In other words, you aren't walking your check to the IRS, the postal service couldn't deliver it, your bank couldn't cash it even if they did, and WTF would the IRS do with a billion checks?

2 comments

The point isn't really that paper is better. It's that we had systems that worked for a long time and we removed them. We shouldn't need to walk lots of checks to the IRS, that's the point of modern tech.

However, the IRS maintaining the capability of using old, simpler methods should be retained because it serves as a backup for (hopefully rare) situations where the primary infrastructure fails.

> The point isn't really that paper is better. It's that we had systems that worked for a long time and we removed them.

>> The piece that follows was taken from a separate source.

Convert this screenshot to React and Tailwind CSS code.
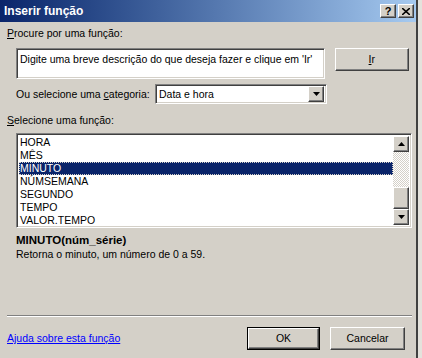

Because we have better ones, that are less expensive, in many (but not all, due to excessive design rigidity in some cases) cases cheaper to adapt to change, and provide more value. That benefit is significantly limited if you bear the cost of maintaining (across requirement changes) the old processes (or analogs to them reliant on similar infrastructure) as well as the new processes, especially if you have to maintain the infrastructure (including the human infrastructure -- e.g., for the IRS, of people trained to process tax returns by hand) they rely on.

> However, the IRS maintaining the capability of using old, simpler methods should be retained because it serves as a backup for (hopefully rare) situations where the primary infrastructure fails.

Certainly, functions that are short-term critical need some fallback. Functions that aren't, it may be more efficient to devote resources to restoring the primary infrastructure rather than burning them executing inefficient backup processes in the absence of primary infrastructure.

"WTF would the IRS do with a billion checks?"

You just pointed out a reliance on banking system. IRS can not function without it and that may be considered a problem. For a fail-safe measure, other means of payment or taxation should be devised/allowed, like paying with gold (or other valuable assets) or provision of services for local/national authorities.